▶ To do: Take each line containing "styles" and report it exactly as written.

─── Data rows ───

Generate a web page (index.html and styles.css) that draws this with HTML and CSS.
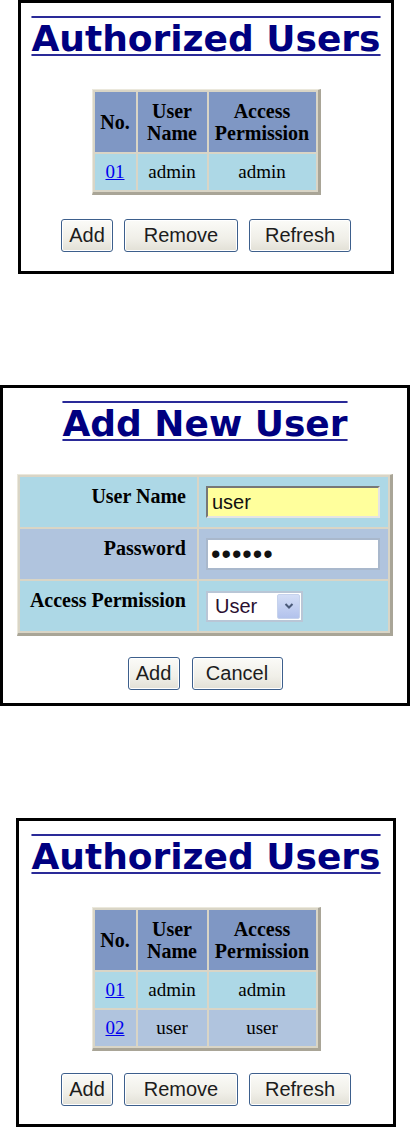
FILE: index.html
```html
<!DOCTYPE html>
<html lang="en">
<head>
  <meta charset="UTF-8" />
  <title>Authorized Users</title>
  <link rel="stylesheet" href="styles.css">
</head>
<body>

  <div class="shot shot-first">
    <h1 class="title"><span>Authorized Users</span></h1>
    <table class="grid users">
      <tr class="head">
        <th class="c-no">No.</th>
        <th class="c-name">User Name</th>
        <th class="c-perm">Access Permission</th>
      </tr>
      <tr class="row-a">
        <td><a href="#">01</a></td>
        <td>admin</td>
        <td>admin</td>
      </tr>
    </table>
    <div class="actions">
      <button class="btn w-add">Add</button>
      <button class="btn w-remove">Remove</button>
      <button class="btn w-refresh">Refresh</button>
    </div>
  </div>

  <div class="shot shot-add">
    <h1 class="title"><span>Add New User</span></h1>
    <table class="grid form">
      <tr class="row-a">
        <th class="label">User Name</th>
        <td class="field"><input type="text" class="txt focus" value="user"></td>
      </tr>
      <tr class="row-b">
        <th class="label">Password</th>
        <td class="field"><input type="password" class="txt pass" value="secret"></td>
      </tr>
      <tr class="row-a">
        <th class="label">Access Permission</th>
        <td class="field">
          <div class="select-box">
            <select class="sel">
              <option>User</option>
              <option>Admin</option>
            </select>
            <span class="arrow">
              <svg width="10" height="8" viewBox="0 0 10 8"><path d="M1.5 2 L5 5.5 L8.5 2" fill="none" stroke="#4a5a78" stroke-width="2"/></svg>
            </span>
          </div>
        </td>
      </tr>
    </table>
    <div class="actions">
      <button class="btn w-add">Add</button>
      <button class="btn w-cancel">Cancel</button>
    </div>
  </div>

  <div class="shot shot-last">
    <h1 class="title"><span>Authorized Users</span></h1>
    <table class="grid users">
      <tr class="head">
        <th class="c-no">No.</th>
        <th class="c-name">User Name</th>
        <th class="c-perm">Access Permission</th>
      </tr>
      <tr class="row-a">
        <td><a href="#">01</a></td>
        <td>admin</td>
        <td>admin</td>
      </tr>
      <tr class="row-b">
        <td><a href="#">02</a></td>
        <td>user</td>
        <td>user</td>
      </tr>
    </table>
    <div class="actions">
      <button class="btn w-add">Add</button>
      <button class="btn w-remove">Remove</button>
      <button class="btn w-refresh">Refresh</button>
    </div>
  </div>

</body>
</html>
```

FILE: styles.css
```css
* { box-sizing: border-box; }

body {
  margin: 0;
  background: #fff;
  font-family: "Liberation Serif", "Times New Roman", serif;
  color: #000;
}

/* each screenshot frame */
.shot {
  border: 3px solid #000;
  background: #fff;
  text-align: center;
}

.shot-first { margin-left: 18px; width: 376px; height: 274px; }
.shot-add { margin-top: 111px; width: 410px; height: 321px; }
.shot-last { margin-top: 112px; margin-left: 16px; width: 380px; height: 309px; }

.title {
  margin: 0;
  padding-top: 13px;
  height: 86px;
  font-family: "DejaVu Sans", Verdana, sans-serif;
  font-size: 36px;
  line-height: 46px;
  font-weight: bold;
  color: #000080;
}

.title span {
  text-decoration: underline overline;
  text-decoration-color: #2a2a98;
  text-decoration-thickness: 2px;
  text-underline-offset: 3px;
}

/* tables */
.grid {
  margin: 0 auto;
  border-style: solid;
  border-width: 1px 3px 3px 1px;
  border-color: #ebe8dc #a9a597 #a9a597 #ebe8dc;
  border-spacing: 2px;
  background: #d9d5c6;
  font-size: 19px;
  line-height: 22px;
}

.grid th, .grid td {
  padding: 0;
  text-align: center;
}

.head th {
  background: #7f97c4;
  font-size: 20px;
  height: 60px;
}

.users td { height: 36px; }

.row-a > * { background: #add8e6; }
.row-b > * { background: #b0c4de; }

.c-no { width: 41px; }
.c-name { width: 69px; }
.c-perm { width: 107px; }

.grid a { color: #0000ee; }

/* form table */
.form { width: 376px; }

.form th.label {
  width: 180px;
  height: 50px;
  font-size: 20px;
  text-align: right;
  vertical-align: top;
  padding: 8px 11px 0 0;
}

.form td.field {
  text-align: left;
  padding: 0 8px 0 7px;
}

.txt {
  display: block;
  width: 174px;
  height: 32px;
  margin: 0;
  padding: 0 4px;
  font-family: "Liberation Sans", Arial, sans-serif;
  font-size: 20px;
  color: #111;
  background: #fff;
  border: 2px solid #a9b8cc;
  outline: none;
}

.txt.focus {
  background: #ffff9c;
  border-color: #777 #e4e4e4 #e4e4e4 #777;
}

.txt.pass {
  font-size: 27px;
  letter-spacing: 1px;
  padding-left: 3px;
}

.select-box {
  display: flex;
  align-items: center;
  width: 97px;
  height: 31px;
  background: #fff;
  border: 2px solid #b9c6d6;
  padding: 1px;
}

.sel {
  appearance: none;
  -webkit-appearance: none;
  flex: 1;
  min-width: 0;
  border: none;
  background: transparent;
  font-family: "Liberation Sans", Arial, sans-serif;
  font-size: 20px;
  color: #2a1030;
  padding: 0 0 0 6px;
  outline: none;
}

.arrow {
  display: flex;
  align-items: center;
  justify-content: center;
  width: 23px;
  height: 100%;
  border-radius: 2px;
  background: linear-gradient(#d4def6, #b2c2ec);
  border: 1px solid #c6d2ec;
}

/* buttons */
.actions {
  display: flex;
  justify-content: center;
  gap: 11px;
  margin-top: 24px;
}

.btn {
  height: 33px;
  padding: 0;
  font-family: "Liberation Sans", Arial, sans-serif;
  font-size: 20px;
  color: #1c1c1c;
  background: linear-gradient(#fbfbf8, #f0efe8 60%, #e2e0d6);
  border: 1px solid #3d5f8c;
  border-radius: 3px;
  box-shadow: inset 0 0 0 1px #fff;
}

.w-add { width: 52px; }
.w-remove { width: 114px; }
.w-refresh { width: 102px; }
.w-cancel { width: 91px; }

.shot-add .actions { gap: 12px; margin-top: 21px; }
.shot-last .actions { margin-top: 22px; }
```
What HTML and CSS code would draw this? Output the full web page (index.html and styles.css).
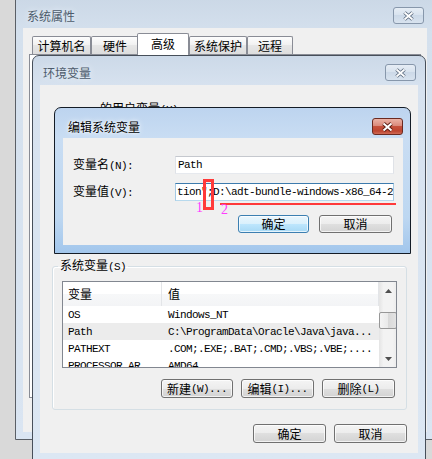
FILE: index.html
```html
<!DOCTYPE html>
<html lang="zh-CN">
<head>
<meta charset="utf-8">
<title>编辑系统变量</title>
<link rel="stylesheet" href="styles.css">
</head>
<body>
<div class="desk">
  <section class="win win-sys">
    <div class="titlebar">
      <span class="title">系统属性</span>
      <span class="close"><svg width="13" height="10" viewBox="0 0 13 10"><path d="M2.5 1.5 L10.5 8.5 M10.5 1.5 L2.5 8.5" stroke="#5b6a7e" stroke-width="3.6" fill="none"/><path d="M2.5 1.5 L10.5 8.5 M10.5 1.5 L2.5 8.5" stroke="#fff" stroke-width="1.8" fill="none"/></svg></span>
    </div>
    <div class="client client-sys">
      <div class="tabs">
        <div class="tab w1">计算机名</div>
        <div class="tab w2">硬件</div>
        <div class="tab sel">高级</div>
        <div class="tab w4">系统保护</div>
        <div class="tab w5">远程</div>
      </div>
      <div class="tabpanel"></div>
    </div>
  </section>

  <section class="win win-env">
    <div class="titlebar">
      <span class="title">环境变量</span>
      <span class="close"><svg width="13" height="10" viewBox="0 0 13 10"><path d="M2.5 1.5 L10.5 8.5 M10.5 1.5 L2.5 8.5" stroke="#5b6a7e" stroke-width="3.6" fill="none"/><path d="M2.5 1.5 L10.5 8.5 M10.5 1.5 L2.5 8.5" stroke="#fff" stroke-width="1.8" fill="none"/></svg></span>
    </div>
    <div class="client client-env">
      <div class="ulabel">的用户变量<span class="m">(U)</span></div>
      <div class="spacer"></div>
      <fieldset class="group">
        <legend>系统变量<span class="m">(S)</span></legend>
        <div class="list">
          <div class="cols">
            <div class="lh">
              <div class="c1">变量</div>
              <div class="c2">值</div>
            </div>
            <div class="row m"><div class="c1">OS</div><div class="c2">Windows_NT</div></div>
            <div class="row m hl"><div class="c1">Path</div><div class="c2">C:\ProgramData\Oracle\Java\java...</div></div>
            <div class="row m"><div class="c1">PATHEXT</div><div class="c2">.COM;.EXE;.BAT;.CMD;.VBS;.VBE;....</div></div>
            <div class="row m"><div class="c1">PROCESSOR_AR</div><div class="c2">AMD64</div></div>
          </div>
          <div class="vs">
            <div class="arr"><svg width="7" height="4" viewBox="0 0 7 4"><path d="M0 4 L3.5 0 L7 4 Z" fill="#4f4f4f"/></svg></div>
            <div class="gap"></div>
            <div class="thumb"></div>
            <div class="fill"></div>
            <div class="arr"><svg width="7" height="4" viewBox="0 0 7 4"><path d="M0 0 L3.5 4 L7 0 Z" fill="#4f4f4f"/></svg></div>
          </div>
        </div>
        <div class="btnrow grp-btns">
          <div class="btn b72">新建<span class="m">(W)...</span></div>
          <div class="btn">编辑<span class="m">(I)...</span></div>
          <div class="btn">删除<span class="m">(L)</span></div>
        </div>
      </fieldset>
      <div class="btnrow env-btns">
        <div class="btn">确定</div>
        <div class="btn">取消</div>
      </div>
    </div>
  </section>

  <section class="win win-edit">
    <div class="titlebar">
      <span class="title">编辑系统变量</span>
      <span class="close red"><svg width="13" height="10" viewBox="0 0 13 10"><path d="M2.5 1.5 L10.5 8.5 M10.5 1.5 L2.5 8.5" stroke="#5a1c12" stroke-width="3.8" fill="none"/><path d="M2.5 1.5 L10.5 8.5 M10.5 1.5 L2.5 8.5" stroke="#fff" stroke-width="2" fill="none"/></svg></span>
    </div>
    <div class="client client-edit">
      <div class="field">
        <label>变量名<span class="m">(N):</span></label>
        <div class="inp m">Path</div>
      </div>
      <div class="field">
        <label>变量值<span class="m">(V):</span></label>
        <div class="inp focus m">tion";D:\adt-bundle-windows-x86_64-20140702\sdk</div>
      </div>
      <div class="btnrow edit-btns">
        <div class="btn def ok">确定</div>
        <div class="btn">取消</div>
      </div>
    </div>
  </section>

  <div class="mark-box"></div>
  <div class="mark-line"></div>
  <div class="mark-num n1">1</div>
  <div class="mark-num n2">2</div>
</div>
</body>
</html>
```
FILE: styles.css
```css
* { box-sizing: border-box; }
html, body { margin: 0; padding: 0; }
body {
  width: 432px;
  height: 459px;
  overflow: hidden;
  background: #d9d9d9;
  font: 12px/16px "Noto Sans CJK SC", "Liberation Sans", sans-serif;
  color: #000;
}
.desk { position: relative; width: 432px; height: 459px; overflow: hidden; }

.m {
  font-family: "Liberation Mono", "Noto Sans CJK SC", monospace;
  font-size: 11px;
  letter-spacing: -0.6px;
}

/* windows */
.win {
  position: absolute;
  display: flex;
  flex-direction: column;
  border: 1px solid #4e5968;
  border-radius: 7px 7px 0 0;
}
.win-sys {
  left: 15px; top: -10px; width: 420px; height: 450px;
  padding: 0 7px 7px;
  border-color: #5a5f66;
  background: linear-gradient(#c9d6e5, #d4e0ed 40px, #dae5f2);
}
.win-env {
  left: 32px; top: 55px; width: 394px; height: 406px;
  padding: 0 7px 7px;
  border-color: #474f5a;
  background: linear-gradient(#ccd9e8, #d7e2ef 30px, #dce7f3);
}
.win-edit {
  left: 54px; top: 107px; width: 357px; height: 147px;
  padding: 0 7px 8px 8px;
  border-color: #141c26;
  background: linear-gradient(#bdd4ef, #c9ddf3 30px, #bdd7f1 110px, #a2c6ec);
}

.titlebar {
  flex: none;
  display: flex;
  align-items: center;
  justify-content: space-between;
}
.win-sys .titlebar { height: 37px; padding: 16px 3px 4px 4px; }
.win-env .titlebar { height: 29px; padding: 8px 2px 4px 3px; }
.win-edit .titlebar { height: 30px; padding: 10px 0 3px 5px; }

.title { color: #4d5b6b; text-shadow: 0 0 6px #eef4fb; }
.win-edit .title { color: #000; text-shadow: 0 0 6px #fff, 0 0 3px #fff; }

.close {
  width: 31px; height: 17px;
  display: flex; align-items: center; justify-content: center;
  border: 1px solid #8797ab;
  border-radius: 3px;
  background: linear-gradient(#e6edf5, #d7e2ee 50%, #ccd9e8 50%, #d8e3ef);
}
.close.red {
  border-color: #6b2a20;
  background: linear-gradient(#ebb2a5, #da8a7b 45%, #c6513c 50%, #bd4530 80%, #d06a55);
}

.client { flex: 1; min-height: 0; background: #f0f0f0; }

/* system properties tabs */
.client-sys { padding: 5px 0 0 6px; }
.tabs {
  display: flex;
  align-items: flex-end;
  height: 22px;
  margin-left: 3px;
  position: relative;
  z-index: 1;
}
.tab {
  flex: none;
  height: 18px;
  margin-bottom: 1px;
  border: 1px solid #898c95;
  border-bottom: 0;
  border-radius: 2px 2px 0 0;
  background: linear-gradient(#fdfdfd, #f1f1f1 45%, #e6e6e6 50%, #dddddd);
  display: flex; align-items: center; justify-content: center;
}
.w1 { width: 59px; }
.w2 { width: 48px; }
.w4 { width: 58px; }
.w5 { width: 46px; }
.tab.sel {
  width: 52px;
  height: 22px;
  margin-bottom: 0;
  margin-left: -2px;
  padding-bottom: 2px;
  background: #fff;
  position: relative;
  z-index: 1;
}
.tabpanel {
  width: 392px;
  height: 344px;
  margin-top: -1px;
  border: 1px solid #898c95;
  background: #fff;
}

/* environment variables */
.client-env { padding: 15px 11px 0 12px; }
.ulabel { margin-left: 48px; height: 16px; }
.spacer { height: 141px; }

fieldset.group {
  margin: 0;
  min-width: 0;
  padding: 6px 9px 11px;
  border: 1px solid #d5dfe5;
  border-radius: 3px;
  box-shadow: inset 1px 1px 0 #fff;
}
fieldset.group legend {
  padding: 0 2px;
  margin-left: -4px;
  line-height: 16px;
}

.list {
  height: 87px;
  border: 1px solid #828790;
  background: #fff;
  display: flex;
  overflow: hidden;
}
.cols { width: 316px; flex: none; overflow: hidden; }
.lh {
  height: 24px;
  display: flex;
  align-items: center;
  background: linear-gradient(#ffffff 50%, #f7f8f9 50%, #f3f4f6);
}
.lh .c1 { border-right: 1px solid #e3e5e8; height: 24px; display: flex; align-items: center; }
.lh .c2 { flex: 1; height: 24px; display: flex; align-items: center; border-right: 1px solid #e3e5e8; }
.c1 { width: 99px; flex: none; padding-left: 5px; overflow: hidden; white-space: nowrap; }
.c2 { flex: 1; padding-left: 6px; overflow: hidden; white-space: nowrap; }
.row { height: 17px; display: flex; align-items: center; }
.row.hl { background: #ececec; }

.vs {
  width: 18px;
  flex: none;
  display: flex;
  flex-direction: column;
  background: linear-gradient(90deg, #e4e4e4, #f3f3f3 25%, #f3f3f3 75%, #ebebeb);
}
.vs .arr { height: 17px; flex: none; display: flex; align-items: center; justify-content: center; }
.vs .gap { height: 13px; flex: none; }
.vs .thumb {
  height: 17px;
  flex: none;
  border: 1px solid #979797;
  border-radius: 2px;
  background: linear-gradient(90deg, #f4f4f4, #e9e9e9 50%, #d8d8d8 50%, #e3e3e3);
}
.vs .fill { flex: 1; }

/* buttons */
.btnrow { display: flex; justify-content: flex-end; }
.btn {
  flex: none;
  width: 73px;
  height: 19px;
  border: 1px solid #707070;
  border-radius: 3px;
  background: linear-gradient(#f4f4f4, #ececec 50%, #dfdfdf 50%, #d3d3d3);
  box-shadow: inset 0 0 0 1px rgba(255, 255, 255, 0.7);
  display: flex; align-items: center; justify-content: center;
  white-space: nowrap;
}
.btn.b72 { width: 72px; }
.btn.def {
  border-color: #3c7fb1;
  background: linear-gradient(#eaf6fd, #d9f0fc 50%, #bee6fd 50%, #a7d9f5);
}
.grp-btns { margin-top: 11px; padding-right: 2px; gap: 8px; }
.env-btns { margin-top: 14px; gap: 8px; }

/* edit dialog */
.client-edit { padding: 18px 9px 11px 10px; }
.field { display: flex; align-items: center; height: 18px; }
.field + .field { margin-top: 9px; }
.field label { width: 102px; flex: none; }
.inp {
  width: 219px;
  height: 18px;
  flex: none;
  border: 1px solid;
  border-color: #c5c8ce #dfe2e7 #e6e9ee #dfe2e7;
  background: #fff;
  padding-left: 2px;
  line-height: 16px;
  white-space: nowrap;
  overflow: hidden;
}
.inp.focus {
  border-color: #3d7bad #a4c9e3 #b7d9ed #a4c9e3;
  padding-left: 1px;
}
.edit-btns { margin-top: 14px; padding-right: 2px; gap: 10px; }
.edit-btns .btn { height: 18px; }
.edit-btns .ok { width: 71px; }

/* annotations drawn over the screenshot */
.mark-box {
  position: absolute;
  left: 203px; top: 179px;
  width: 11px; height: 31px;
  border: 3px solid #ff3a3a;
}
.mark-line {
  position: absolute;
  left: 220px; top: 203px;
  width: 176px; height: 2px;
  background: #ff3a3a;
}
.mark-num {
  position: absolute;
  font: 14px/14px "Liberation Serif", serif;
  color: #ff3cff;
}
.n1 { left: 196px; top: 201px; }
.n2 { left: 221px; top: 203px; }
```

───

▶ Correct result:
Generate a web page (index.html and styles.css) that draws this with HTML and CSS.
  <link rel="stylesheet" href="styles.css">
FILE: styles.css
What HTML and CSS code would draw this? Output the full web page (index.html and styles.css).
<link rel="stylesheet" href="styles.css">
FILE: styles.css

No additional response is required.